Quick Take On FBI Agent Connolly’s Big Win

(3) John ConnollyJohn Connolly has just been dealt an ace. The card game goes on. The next move is up to the prosecutor. The case in Connolly’s favor was decided two to one. There was a vigorous dissent put out by a judge. That the decision was a split decision makes it more likely that the Florida Supreme Court will grant a stay of Connolly’s discharge and accept the case for further review.
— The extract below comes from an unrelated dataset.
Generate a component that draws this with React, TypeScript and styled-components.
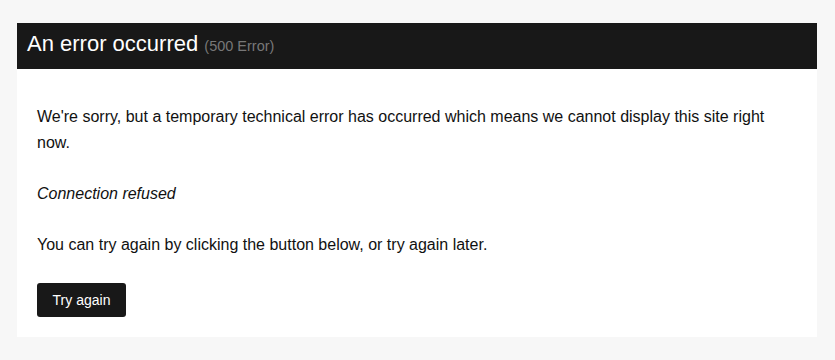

The dissenting judge, Leslie B. Rothenberg, called the decision of the majority “grave error” which is a term not usually used among judges. It seemed to me Rothenberg wrote her dissent as if she has a horse in the race since she went to great length to set out the background facts of the case making every negative influence she could against Connolly. She could very well have been wearing a cheer leader uniform with the letter “W” in bright pink on her green sweater cheering for Team Wyshak.

I found it interesting that she told how Connolly “prepared and submitted a series of false reports suggesting that other organized crime factions in Boston were responsible for Halloran’s murder.” It’s true that Connolly filed reports on the Halloran murder relative to what Whitey was telling him. That they turned out to be false after the fact doesn’t show that at the time Connolly was filing them he knew them to be false.

One of the problems judges have when it deals with informant information is they assume the FBI agent (or any law enforcement officer) who writes down information from an informant believes that information. That’s not the purpose of those informant reports. The purpose is to keep track of just what is being reported so that it can be followed up on if it corroborates other information. The handlers of informants usually know a lot of the stuff they are getting is not worth too much but they put it into their reports for what it is worth but that they do does not mean they believe it to be true.

The judge’s take on Connolly’s reports is he was putting them in to protect Whitey when in fact he was just recording what Whitey told him which was several different things. Because it was in Whitey’s interest to turn the investigation from him doesn’t mean that was Connolly’s interest.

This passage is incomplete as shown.